A lot of criticism has recently been directed at the Tate, its director Nicholas Serota, his acquisitions and the Turner Prize for promulgating a narrow vision of contemporary art that privileges conceptual art over all other kinds. When I ask Nittve about it, he is either diplomatic or genuinely supportive of his boss. "For a start," he says, "it's pretty unclear in Britain what's meant by conceptual art. A lot of work that is called conceptual here is in fact pretty retinal - its effect relies on the way it looks, not on the ideas behind it. And I think one can say that what has happened in the past 10 years at the Tate under Nick Serota has made it one of the two or three major museums of modern art in the world. That's not my evaluation - that is an objective fact."

And does Nittve feel that the much hyped renaissance in British art has been a real phenomenon or a storm in a fur-lined teacup? "I think it's fantastic," he says stoutly. "Of course this Brit Art Movement, or the Young British Artists, was really an artificial label. There was this group of strong artists, but they were not that similar. And I think the scene has got even stronger, livelier and more energetic now this package is going away."

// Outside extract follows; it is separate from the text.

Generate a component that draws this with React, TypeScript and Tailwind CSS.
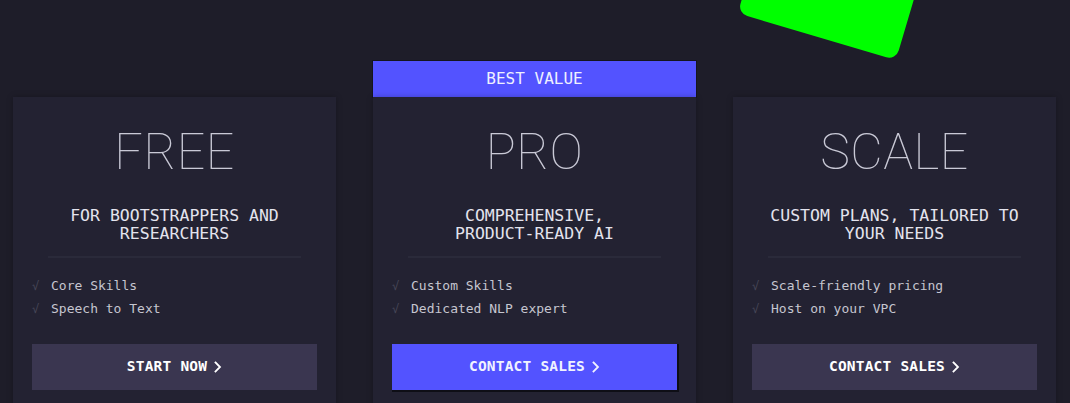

Nittve is sure that the British are now more than ready to throw off their traditional unease with visual art. "During most of the modern period, London was a bit on the periphery. There were many creative individuals, but most of the major movements developed in France, Germany, America. This has changed only in the past one or two decades. What made a difference was that wave of great British sculptors, like Woodrow and Kapoor and Cragg. With this gallery, at last we can really show British artists in depth. It will be an eye-opener for visitors. And of course British people are ready for this. After all, the attendance figures for the Tate Gallery at Millbank have more than doubled in the past 10 years. There are so many signs that the position of visual art in Britain has changed tremendously."